Joan Sawyer’s car was damaged by a pothole on March 1. It’s still in the shop.
Sawyer, 76, of Dexter, was driving down Stillwater Avenue in Bangor that Friday afternoon when she saw a car trying to cross over into her lane. She was distracted momentarily as she honked at the car. As Sawyer took her eyes off the road, her Kia Stinger hit a pothole, damaging her tire.
It took more than two hours for Sawyer’s car to be safely towed out of the pothole and brought to the dealership, where it has remained for more than 10 days.
“It’s hazardous,” she said. “People are trying to avoid the potholes, but they’re one after the other. Somebody’s going to get hurt.”
Most Bangor streets are ridden with potholes, cracks or frost heaves. Driving down major roads in the city — by no means a comprehensive effort — we found nearly 200 potholes and deep cracks, some of them severe.
After the BDN published the map Friday morning, the city’s public works director, Eric Willett, said he planned to dispatch all public works staff to try and patch all the documented potholes within 24 hours.
It’s not your imagination: The potholes are worse this year than normal. They are worst of all in the Bangor region.
Road crews have been forced to patch roads earlier this year than normal. And road crews in the Bangor area have applied more hot patch asphalt than crews elsewhere in Maine, according to the state Department of Transportation.
“The potholes are worse this year because of the weather,” Public Works Director Eric Willett said. “The storms have been warm and wet.”
When snowstorms turn to rain, water seeps into cracks in the pavement, and at night when the temperatures drop, it freezes between the cracks. When water freezes, it grows in volume by nearly 10 percent. The expanding ice then breaks up the asphalt, which causes vehicle tires to pick up the loose pieces, creating potholes.
When the roads are salted, it reduces the freezing point of water, which worsens the problem, Willett said.
Public works crews have been working on repairing the broken roads for months now, Willett said. They have not had to close any roads to traffic yet, he said.
“We started patching in December and January instead of March and April,” he said. “That’s when we realized it was going to be bad.”
Bangor Public Works employees Cary Grant and Brian Harris, who were out patching potholes on Kenduskeag Avenue near Griffin Road on Tuesday, said they focused on filling in the biggest of the potholes. If they tried to fill in every one, they said, they would be on a single stretch of road the entire day.

They also said the plow trucks made it worse, calling the plowing and patching a “neverending cycle.”

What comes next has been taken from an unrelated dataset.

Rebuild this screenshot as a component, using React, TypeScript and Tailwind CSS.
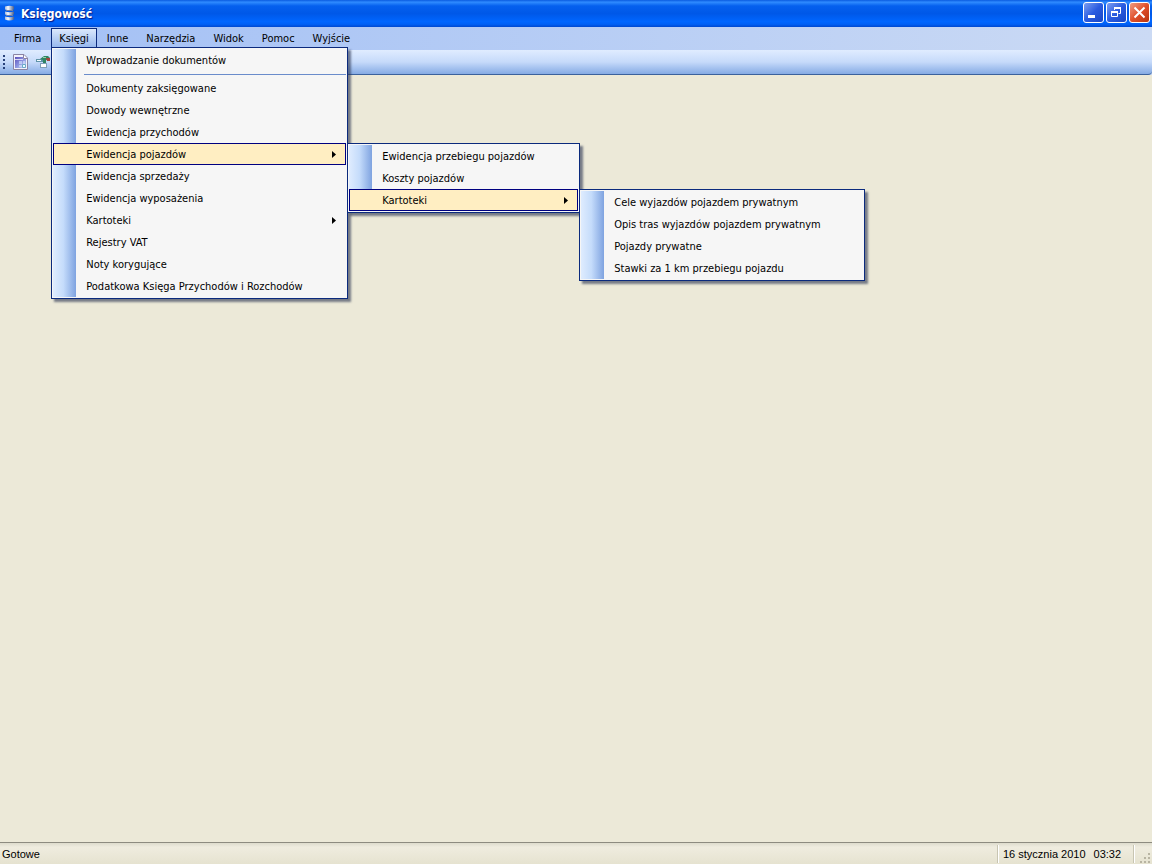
import type { ReactNode } from 'react';

type Item = {
  label: string;
  open?: boolean;
  width?: string;
  children?: Item[];
};

const topMenu = ['Firma', 'Księgi', 'Inne', 'Narzędzia', 'Widok', 'Pomoc', 'Wyjście'];

const vehicleFiles: Item[] = [
  { label: 'Cele wyjazdów pojazdem prywatnym' },
  { label: 'Opis tras wyjazdów pojazdem prywatnym' },
  { label: 'Pojazdy prywatne' },
  { label: 'Stawki za 1 km przebiegu pojazdu' },
];

const vehicles: Item[] = [
  { label: 'Ewidencja przebiegu pojazdów' },
  { label: 'Koszty pojazdów' },
  { label: 'Kartoteki', open: true, width: 'w-[286px]', children: vehicleFiles },
];

const books: Item[] = [
  { label: 'Wprowadzanie dokumentów' },
  { label: '-' },
  { label: 'Dokumenty zaksięgowane' },
  { label: 'Dowody wewnętrzne' },
  { label: 'Ewidencja przychodów' },
  { label: 'Ewidencja pojazdów', open: true, width: 'w-[233px]', children: vehicles },
  { label: 'Ewidencja sprzedaży' },
  { label: 'Ewidencja wyposażenia' },
  { label: 'Kartoteki', children: [] },
  { label: 'Rejestry VAT' },
  { label: 'Noty korygujące' },
  { label: 'Podatkowa Księga Przychodów i Rozchodów' },
];

function Menu({ items, className }: { items: Item[]; className: string }) {
  return (
    <ul
      role="menu"
      className={`absolute z-10 border border-[#0b2a7d] bg-[#f6f6f6] bg-[linear-gradient(to_right,#dfecfe,#c5dcfb_45%,#7fa3e0)] bg-[length:23px_100%] bg-no-repeat bg-origin-content p-px shadow-[3px_3px_2px_rgba(40,50,80,0.6)] ${className}`}
    >
      {items.map((item, i) =>
        item.label === '-' ? (
          <li key={i} role="separator" className="mt-[3px] mb-0.5 ml-[31px] h-px bg-[#6a8ccb]" />
        ) : (
          <li key={i} role="none" className="relative">
            <button
              type="button"
              role="menuitem"
              className={`flex h-[22px] w-full items-center justify-between border pt-0.5 pr-[9px] pl-8 text-left whitespace-nowrap ${
                item.open ? 'border-[#000080] bg-[#ffeec2]' : 'border-transparent'
              }`}
            >
              {item.label}
              {item.children && (
                <svg width="4" height="8" viewBox="0 0 4 8" aria-hidden="true">
                  <path d="M0 0L4 3.5L0 7Z" />
                </svg>
              )}
            </button>
            {item.open && item.children && (
              <Menu items={item.children} className={`top-0 left-full ml-px ${item.width}`} />
            )}
          </li>
        ),
      )}
    </ul>
  );
}

function CaptionButton({
  label,
  className,
  children,
}: {
  label: string;
  className: string;
  children: ReactNode;
}) {
  return (
    <button
      type="button"
      aria-label={label}
      className={`size-[21px] rounded-[3px] border border-white ${className}`}
    >
      <svg width="19" height="19" viewBox="0 0 19 19" fill="none" stroke="#fff">
        {children}
      </svg>
    </button>
  );
}

const blueButton = 'bg-linear-to-br from-[#7d9df0] via-[#2a5be0] to-[#1846c4]';
const redButton = 'bg-linear-to-br from-[#ee9a80] via-[#e0502a] to-[#b8330c]';

function TitleBar() {
  return (
    <header className="flex h-[27px] items-center gap-[7px] bg-[linear-gradient(to_bottom,#0a5be0,#2f8bff_8%,#0560ee_22%,#0058e8_50%,#0066ff_80%,#0060f5_90%,#0048d0)] pr-0.5 pl-[5px]">
      <svg width="9" height="17" viewBox="0 0 9 17" aria-hidden="true">
        <defs>
          <linearGradient id="drum">
            <stop offset="0" stopColor="#a9bbd8" />
            <stop offset="0.35" stopColor="#f4f8ff" />
            <stop offset="1" stopColor="#4a5c86" />
          </linearGradient>
        </defs>
        <path d="M0 1.500Q4.500 0 9 1.500V4.500Q4.500 6 0 4.500Z" fill="url(#drum)" />
        <path d="M0 6.500Q4.500 8 9 6.500V9.500Q4.500 11 0 9.500Z" fill="url(#drum)" />
        <path d="M0 11.500Q4.500 13 9 11.500V14.500Q4.500 16.500 0 14.500Z" fill="url(#drum)" />
        <path d="M1 5.500H8M1 10.500H8" stroke="#6c7fa8" />
      </svg>
      <h1 className="flex-1 font-[DejaVu_Sans_Condensed,DejaVu_Sans,sans-serif] text-xs font-bold text-white [text-shadow:1px_1px_1px_#0a1883]">
        Księgowość
      </h1>
      <div className="mt-0.5 flex gap-0.5 self-start">
        <CaptionButton label="Minimalizuj" className={blueButton}>
          <path d="M4 13.5H11" strokeWidth="3" />
        </CaptionButton>
        <CaptionButton label="Przywróć" className={blueButton}>
          <path d="M7.500 7V4.500H13.500V10.500H11.500" />
          <path d="M7 5H14" strokeWidth="2" />
          <path d="M4.500 8.500H10.500V13.500H4.500Z" />
          <path d="M4 9H11" strokeWidth="2" />
        </CaptionButton>
        <CaptionButton label="Zamknij" className={redButton}>
          <path d="M4.500 4.500L14.500 14.500M14.500 4.500L4.500 14.500" strokeWidth="2" />
        </CaptionButton>
      </div>
    </header>
  );
}

function MenuBar() {
  return (
    <nav className="flex h-[23px] gap-0.5 bg-linear-to-r from-[#a3c0f5] to-[#cbdaf4] pt-px pl-1.5">
      {topMenu.map((label) => {
        const open = label === 'Księgi';
        return (
          <div key={label} className="relative h-5">
            <button
              type="button"
              aria-haspopup="menu"
              aria-expanded={open}
              className={`h-full border border-b-0 px-[7px] pt-px ${
                open
                  ? 'border-[#0b2a7d] bg-linear-to-b from-[#dbe8fc] to-[#93b5ec]'
                  : 'border-transparent'
              }`}
            >
              {label}
            </button>
            {open && <Menu items={books} className="top-[19px] left-0 w-[297px]" />}
          </div>
        );
      })}
    </nav>
  );
}

function ToolBar() {
  return (
    <div className="bg-[#cbdaf4]">
      <div className="flex h-[25px] items-center rounded-br border-b border-[#3b619c] bg-linear-to-b from-[#e0ecff] via-[#c6dafa] to-[#86abe4] pl-[3px]">
        <svg width="2" height="16" viewBox="0 0 2 16" fill="#27417a" aria-hidden="true">
          <path d="M0 1h2v2H0zM0 5h2v2H0zM0 9h2v2H0zM0 13h2v2H0z" />
        </svg>
        <button type="button" aria-label="Dokumenty" className="ml-[7px]">
          <svg width="16" height="16" viewBox="0 0 16 16">
            <defs>
              <linearGradient id="sheet" x1="0" y1="0" x2="1" y2="1">
                <stop offset="0" stopColor="#5c50b8" />
                <stop offset="0.5" stopColor="#8b93e0" />
                <stop offset="1" stopColor="#c8e0f8" />
              </linearGradient>
            </defs>
            <path d="M1.500 .5H12L15.500 4V15.500H1.500Z" fill="#f2f1fb" stroke="#8a84a4" />
            <path d="M3 3H11V5H14V14H3Z" fill="url(#sheet)" />
            <path d="M3 5.500H11" stroke="#d9d8f4" />
            <path d="M7 7H10V10H7ZM11 7H13V10H11ZM7 11H10V13H7Z" fill="#dbe9ff" fillOpacity="0.6" />
            <path d="M10.500 10.500H13.500V13.500H10.500Z" fill="#e8fbff" stroke="#6aa8c8" />
            <path d="M11.500 1V4.500H15" fill="#fff" stroke="#8a84a4" />
          </svg>
        </button>
        <button type="button" aria-label="Księgowanie" className="ml-[7px]">
          <svg width="16" height="16" viewBox="0 0 16 16">
            <path d="M1 5H8V8H1Z" fill="#5f93a8" />
            <path d="M2 6H6V7H2Z" fill="#f4fbff" />
            <path d="M5 9H12V14H5Z" fill="#7f9fb8" />
            <path d="M6 10H11V13H6Z" fill="#fff" />
            <path d="M5 5L9 2H13L15 4V6H11V9H8V6Z" fill="#2f8562" />
            <path d="M8 3H11V4H8Z" fill="#9bd0a8" />
            <path d="M11 4H15V7H12Z" fill="#a5453c" />
          </svg>
        </button>
      </div>
    </div>
  );
}

function StatusBar() {
  return (
    <footer className="flex h-[22px] items-center border-t border-[#8d8b80] bg-linear-to-b from-[#dedccd] via-[#efecdf] via-20% to-[#e6e3d0] font-[Liberation_Sans,Arial,sans-serif]">
      <span className="flex-1 pt-0.5 pl-0.5">Gotowe</span>
      <span className="flex h-[18px] w-[137px] items-center gap-2 border-x border-[#c8c5b2] pt-0.5 pl-[5px] shadow-[inset_1px_0_#fff,1px_0_#fff]">
        <span>16 stycznia 2010</span>
        <span>03:32</span>
      </span>
      <svg width="18" height="20" viewBox="0 0 18 20" fill="#b8b4a2" aria-hidden="true">
        <path d="M14 9h2v2h-2zM10 13h2v2h-2zM14 13h2v2h-2zM6 17h2v2H6zM10 17h2v2h-2zM14 17h2v2h-2z" />
      </svg>
    </footer>
  );
}

export default function App() {
  return (
    <div className="flex min-h-screen flex-col bg-[#ece9d8] font-[DejaVu_Sans_Condensed,DejaVu_Sans,sans-serif] text-[11px] text-black">
      <TitleBar />
      <MenuBar />
      <ToolBar />
      <main className="flex-1" />
      <StatusBar />
    </div>
  );
}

Every day, five trucks go out all over the city to patch up the worst of the potholes. A truck at night also works on pothole repair. After filling in the cold patch, crews drive over it to use the vehicle’s weight to smooth it into place.
“We’ve already used over 100 tons of cold patch, compared to 50 to 60 tons,” Willett said, quantifying how much worse the potholes are this year than normal. “And we haven’t even started pothole season.”
Broken roads are not just a local problem, but potholes seems particularly bad around Bangor.

“The Bangor area is the worst in the state,” said Brian Burne, highway maintenance engineer at the Maine Department of Transportation.
Out of five regions into which the department splits the state, Bangor-area roads have required the most maintenance, Burne said.
So far, state crews have used 283 tons of coal patch in the southern part of the state, including Portland, 451 tons for midcoast roads and 650 tons for the Bangor area, which is in a maintenance region that also includes Hancock and Washington counties.
The northern and western parts of the state required the least maintenance. Crews have used 185 tons to patch up western Maine roads and more than 100 tons for Aroostook County.
Willett says this is because the warmer storms that bring a combination of snow and rain are worse for roads than just plain old, cold winter weather. In colder weather, snow just freezes on the surface of the roads instead of melting and penetrating the cracks.
“We’re trying to take care of it as best we can,” he said. “But we want it to be cold from November to March. That would save my roads a whole lot.”